◆ **What you need to do**
Every line of the material is to be quoted verbatim, minus the pictures.

◆ **Dataset extract**
━━━━━━━━━━━━━━━━━━━━

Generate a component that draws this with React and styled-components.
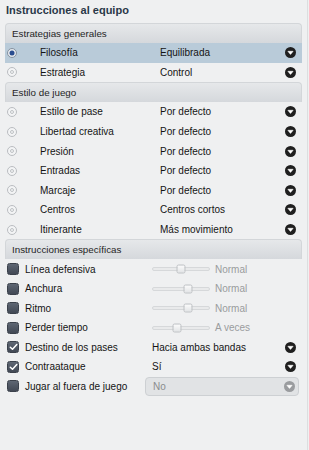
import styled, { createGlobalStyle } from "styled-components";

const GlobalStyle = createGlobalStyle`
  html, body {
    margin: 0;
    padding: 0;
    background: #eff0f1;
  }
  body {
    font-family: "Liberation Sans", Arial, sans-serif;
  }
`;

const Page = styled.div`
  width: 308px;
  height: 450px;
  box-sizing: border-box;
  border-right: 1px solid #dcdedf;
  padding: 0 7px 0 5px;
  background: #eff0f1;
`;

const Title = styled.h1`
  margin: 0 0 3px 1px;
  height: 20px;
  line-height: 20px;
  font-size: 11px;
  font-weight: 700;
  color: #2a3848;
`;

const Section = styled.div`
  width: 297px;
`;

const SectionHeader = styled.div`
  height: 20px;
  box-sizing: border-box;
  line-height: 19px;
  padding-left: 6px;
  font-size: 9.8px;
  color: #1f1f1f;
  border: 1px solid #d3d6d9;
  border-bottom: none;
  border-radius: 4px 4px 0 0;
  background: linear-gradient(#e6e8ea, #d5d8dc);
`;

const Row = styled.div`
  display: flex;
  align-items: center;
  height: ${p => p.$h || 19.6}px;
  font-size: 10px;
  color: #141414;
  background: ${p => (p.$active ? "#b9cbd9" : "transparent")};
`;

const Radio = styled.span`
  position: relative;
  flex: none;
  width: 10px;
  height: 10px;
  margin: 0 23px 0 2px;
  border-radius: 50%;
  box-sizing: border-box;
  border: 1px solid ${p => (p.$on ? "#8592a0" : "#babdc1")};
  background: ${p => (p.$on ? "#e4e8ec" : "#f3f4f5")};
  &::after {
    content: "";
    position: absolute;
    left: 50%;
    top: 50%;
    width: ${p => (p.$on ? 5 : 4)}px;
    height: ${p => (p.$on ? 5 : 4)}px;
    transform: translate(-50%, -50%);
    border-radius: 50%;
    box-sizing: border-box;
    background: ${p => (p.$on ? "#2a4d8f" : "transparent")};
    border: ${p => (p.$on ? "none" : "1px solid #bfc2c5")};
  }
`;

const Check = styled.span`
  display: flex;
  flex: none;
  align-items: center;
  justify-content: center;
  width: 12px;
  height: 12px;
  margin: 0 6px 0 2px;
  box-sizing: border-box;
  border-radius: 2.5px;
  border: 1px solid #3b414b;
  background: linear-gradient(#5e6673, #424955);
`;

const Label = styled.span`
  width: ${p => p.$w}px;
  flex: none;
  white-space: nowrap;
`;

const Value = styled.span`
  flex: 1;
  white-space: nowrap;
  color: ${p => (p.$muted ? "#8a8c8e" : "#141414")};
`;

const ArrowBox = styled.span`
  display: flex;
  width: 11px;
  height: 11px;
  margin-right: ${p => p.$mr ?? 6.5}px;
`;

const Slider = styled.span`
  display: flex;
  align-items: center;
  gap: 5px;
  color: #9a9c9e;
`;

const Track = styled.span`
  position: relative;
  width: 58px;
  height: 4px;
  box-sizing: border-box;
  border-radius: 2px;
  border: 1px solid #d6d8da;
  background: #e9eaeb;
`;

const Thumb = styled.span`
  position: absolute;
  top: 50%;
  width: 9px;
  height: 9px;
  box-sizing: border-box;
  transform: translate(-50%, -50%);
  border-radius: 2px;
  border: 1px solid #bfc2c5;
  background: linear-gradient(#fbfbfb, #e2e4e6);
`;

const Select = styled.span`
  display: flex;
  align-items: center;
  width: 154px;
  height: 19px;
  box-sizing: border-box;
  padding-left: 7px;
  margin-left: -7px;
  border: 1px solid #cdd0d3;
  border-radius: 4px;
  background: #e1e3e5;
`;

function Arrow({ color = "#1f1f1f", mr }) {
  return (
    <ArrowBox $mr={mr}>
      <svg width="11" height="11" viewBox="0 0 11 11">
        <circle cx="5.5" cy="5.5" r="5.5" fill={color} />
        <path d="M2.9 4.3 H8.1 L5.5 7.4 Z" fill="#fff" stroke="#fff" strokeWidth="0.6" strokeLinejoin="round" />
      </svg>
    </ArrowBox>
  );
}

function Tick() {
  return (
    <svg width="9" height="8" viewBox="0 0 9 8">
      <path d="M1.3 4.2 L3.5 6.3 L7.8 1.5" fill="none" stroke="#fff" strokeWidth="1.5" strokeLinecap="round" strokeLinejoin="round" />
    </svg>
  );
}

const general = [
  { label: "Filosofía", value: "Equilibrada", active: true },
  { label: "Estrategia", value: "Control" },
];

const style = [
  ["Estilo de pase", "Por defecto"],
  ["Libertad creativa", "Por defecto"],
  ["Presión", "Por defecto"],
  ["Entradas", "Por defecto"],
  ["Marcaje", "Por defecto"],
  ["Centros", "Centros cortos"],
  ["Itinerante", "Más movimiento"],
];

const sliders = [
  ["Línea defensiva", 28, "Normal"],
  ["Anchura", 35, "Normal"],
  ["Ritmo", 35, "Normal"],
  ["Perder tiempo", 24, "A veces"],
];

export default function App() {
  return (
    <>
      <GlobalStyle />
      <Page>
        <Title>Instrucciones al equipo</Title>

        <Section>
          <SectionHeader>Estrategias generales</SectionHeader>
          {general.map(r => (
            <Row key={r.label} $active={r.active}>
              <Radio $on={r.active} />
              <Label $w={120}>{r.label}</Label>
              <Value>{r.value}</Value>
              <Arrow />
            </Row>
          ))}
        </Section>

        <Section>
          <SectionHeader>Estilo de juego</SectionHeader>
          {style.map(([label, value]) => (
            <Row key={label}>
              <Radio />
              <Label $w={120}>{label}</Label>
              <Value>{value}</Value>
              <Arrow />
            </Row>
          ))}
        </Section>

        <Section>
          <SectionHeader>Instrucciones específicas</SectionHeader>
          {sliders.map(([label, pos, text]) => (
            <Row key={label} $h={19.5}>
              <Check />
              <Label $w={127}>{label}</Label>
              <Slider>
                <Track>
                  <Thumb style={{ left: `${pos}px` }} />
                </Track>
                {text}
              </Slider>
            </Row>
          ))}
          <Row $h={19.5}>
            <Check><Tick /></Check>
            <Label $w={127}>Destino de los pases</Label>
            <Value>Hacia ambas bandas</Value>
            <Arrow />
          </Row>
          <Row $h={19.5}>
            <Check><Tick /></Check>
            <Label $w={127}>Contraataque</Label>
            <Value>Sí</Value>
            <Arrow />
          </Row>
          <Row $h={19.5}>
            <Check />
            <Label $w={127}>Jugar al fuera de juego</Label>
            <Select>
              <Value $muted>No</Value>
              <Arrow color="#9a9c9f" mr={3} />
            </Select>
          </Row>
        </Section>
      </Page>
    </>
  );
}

━━━━━━━━━━━━━━━━━━━━

◆ **Output of the task**
Generate a component that draws this with React and styled-components.
import styled, { createGlobalStyle } from "styled-components";

const GlobalStyle = createGlobalStyle`
  html, body {
    margin: 0;
    padding: 0;
    background: #eff0f1;
  }
  body {
    font-family: "Liberation Sans", Arial, sans-serif;
  }
`;

const Page = styled.div`
  width: 308px;
  height: 450px;
  box-sizing: border-box;
  border-right: 1px solid #dcdedf;
  padding: 0 7px 0 5px;
  background: #eff0f1;
`;

const Title = styled.h1`
  margin: 0 0 3px 1px;
  height: 20px;
  line-height: 20px;
  font-size: 11px;
  font-weight: 700;
  color: #2a3848;
`;

const Section = styled.div`
  width: 297px;
`;

const SectionHeader = styled.div`
  height: 20px;
  box-sizing: border-box;
  line-height: 19px;
  padding-left: 6px;
  font-size: 9.8px;
  color: #1f1f1f;
  border: 1px solid #d3d6d9;
  border-bottom: none;
  border-radius: 4px 4px 0 0;
  background: linear-gradient(#e6e8ea, #d5d8dc);
`;

const Row = styled.div`
  display: flex;
  align-items: center;
  height: ${p => p.$h || 19.6}px;
  font-size: 10px;
  color: #141414;
  background: ${p => (p.$active ? "#b9cbd9" : "transparent")};
`;

const Radio = styled.span`
  position: relative;
  flex: none;
  width: 10px;
  height: 10px;
  margin: 0 23px 0 2px;
  border-radius: 50%;
  box-sizing: border-box;
  border: 1px solid ${p => (p.$on ? "#8592a0" : "#babdc1")};
  background: ${p => (p.$on ? "#e4e8ec" : "#f3f4f5")};
  &::after {
    content: "";
    position: absolute;
    left: 50%;
    top: 50%;
    width: ${p => (p.$on ? 5 : 4)}px;
    height: ${p => (p.$on ? 5 : 4)}px;
    transform: translate(-50%, -50%);
    border-radius: 50%;
    box-sizing: border-box;
    background: ${p => (p.$on ? "#2a4d8f" : "transparent")};
    border: ${p => (p.$on ? "none" : "1px solid #bfc2c5")};
  }
`;

const Check = styled.span`
  display: flex;
  flex: none;
  align-items: center;
  justify-content: center;
  width: 12px;
  height: 12px;
  margin: 0 6px 0 2px;
  box-sizing: border-box;
  border-radius: 2.5px;
  border: 1px solid #3b414b;
  background: linear-gradient(#5e6673, #424955);
`;

const Label = styled.span`
  width: ${p => p.$w}px;
  flex: none;
  white-space: nowrap;
`;

const Value = styled.span`
  flex: 1;
  white-space: nowrap;
  color: ${p => (p.$muted ? "#8a8c8e" : "#141414")};
`;

const ArrowBox = styled.span`
  display: flex;
  width: 11px;
  height: 11px;
  margin-right: ${p => p.$mr ?? 6.5}px;
`;

const Slider = styled.span`
  display: flex;
  align-items: center;
  gap: 5px;
  color: #9a9c9e;
`;

const Track = styled.span`
  position: relative;
  width: 58px;
  height: 4px;
  box-sizing: border-box;
  border-radius: 2px;
  border: 1px solid #d6d8da;
  background: #e9eaeb;
`;

const Thumb = styled.span`
  position: absolute;
  top: 50%;
  width: 9px;
  height: 9px;
  box-sizing: border-box;
  transform: translate(-50%, -50%);
  border-radius: 2px;
  border: 1px solid #bfc2c5;
  background: linear-gradient(#fbfbfb, #e2e4e6);
`;

const Select = styled.span`
  display: flex;
  align-items: center;
  width: 154px;
  height: 19px;
  box-sizing: border-box;
  padding-left: 7px;
  margin-left: -7px;
  border: 1px solid #cdd0d3;
  border-radius: 4px;
  background: #e1e3e5;
`;

function Arrow({ color = "#1f1f1f", mr }) {
  return (
    <ArrowBox $mr={mr}>
      <svg width="11" height="11" viewBox="0 0 11 11">
        <circle cx="5.5" cy="5.5" r="5.5" fill={color} />
        <path d="M2.9 4.3 H8.1 L5.5 7.4 Z" fill="#fff" stroke="#fff" strokeWidth="0.6" strokeLinejoin="round" />
      </svg>
    </ArrowBox>
  );
}

function Tick() {
  return (
    <svg width="9" height="8" viewBox="0 0 9 8">
      <path d="M1.3 4.2 L3.5 6.3 L7.8 1.5" fill="none" stroke="#fff" strokeWidth="1.5" strokeLinecap="round" strokeLinejoin="round" />
    </svg>
  );
}

const general = [
  { label: "Filosofía", value: "Equilibrada", active: true },
  { label: "Estrategia", value: "Control" },
];

const style = [
  ["Estilo de pase", "Por defecto"],
  ["Libertad creativa", "Por defecto"],
  ["Presión", "Por defecto"],
  ["Entradas", "Por defecto"],
  ["Marcaje", "Por defecto"],
  ["Centros", "Centros cortos"],
  ["Itinerante", "Más movimiento"],
];

const sliders = [
  ["Línea defensiva", 28, "Normal"],
  ["Anchura", 35, "Normal"],
  ["Ritmo", 35, "Normal"],
  ["Perder tiempo", 24, "A veces"],
];

export default function App() {
  return (
    <>
      <GlobalStyle />
      <Page>
        <Title>Instrucciones al equipo</Title>

        <Section>
          <SectionHeader>Estrategias generales</SectionHeader>
          {general.map(r => (
            <Row key={r.label} $active={r.active}>
              <Radio $on={r.active} />
              <Label $w={120}>{r.label}</Label>
              <Value>{r.value}</Value>
              <Arrow />
            </Row>
          ))}
        </Section>

        <Section>
          <SectionHeader>Estilo de juego</SectionHeader>
          {style.map(([label, value]) => (
            <Row key={label}>
              <Radio />
              <Label $w={120}>{label}</Label>
              <Value>{value}</Value>
              <Arrow />
            </Row>
          ))}
        </Section>

        <Section>
          <SectionHeader>Instrucciones específicas</SectionHeader>
          {sliders.map(([label, pos, text]) => (
            <Row key={label} $h={19.5}>
              <Check />
              <Label $w={127}>{label}</Label>
              <Slider>
                <Track>
                  <Thumb style={{ left: `${pos}px` }} />
                </Track>
                {text}
              </Slider>
            </Row>
          ))}
          <Row $h={19.5}>
            <Check><Tick /></Check>
            <Label $w={127}>Destino de los pases</Label>
            <Value>Hacia ambas bandas</Value>
            <Arrow />
          </Row>
          <Row $h={19.5}>
            <Check><Tick /></Check>
            <Label $w={127}>Contraataque</Label>
            <Value>Sí</Value>
            <Arrow />
          </Row>
          <Row $h={19.5}>
            <Check />
            <Label $w={127}>Jugar al fuera de juego</Label>
            <Select>
              <Value $muted>No</Value>
              <Arrow color="#9a9c9f" mr={3} />
            </Select>
          </Row>
        </Section>
      </Page>
    </>
  );
}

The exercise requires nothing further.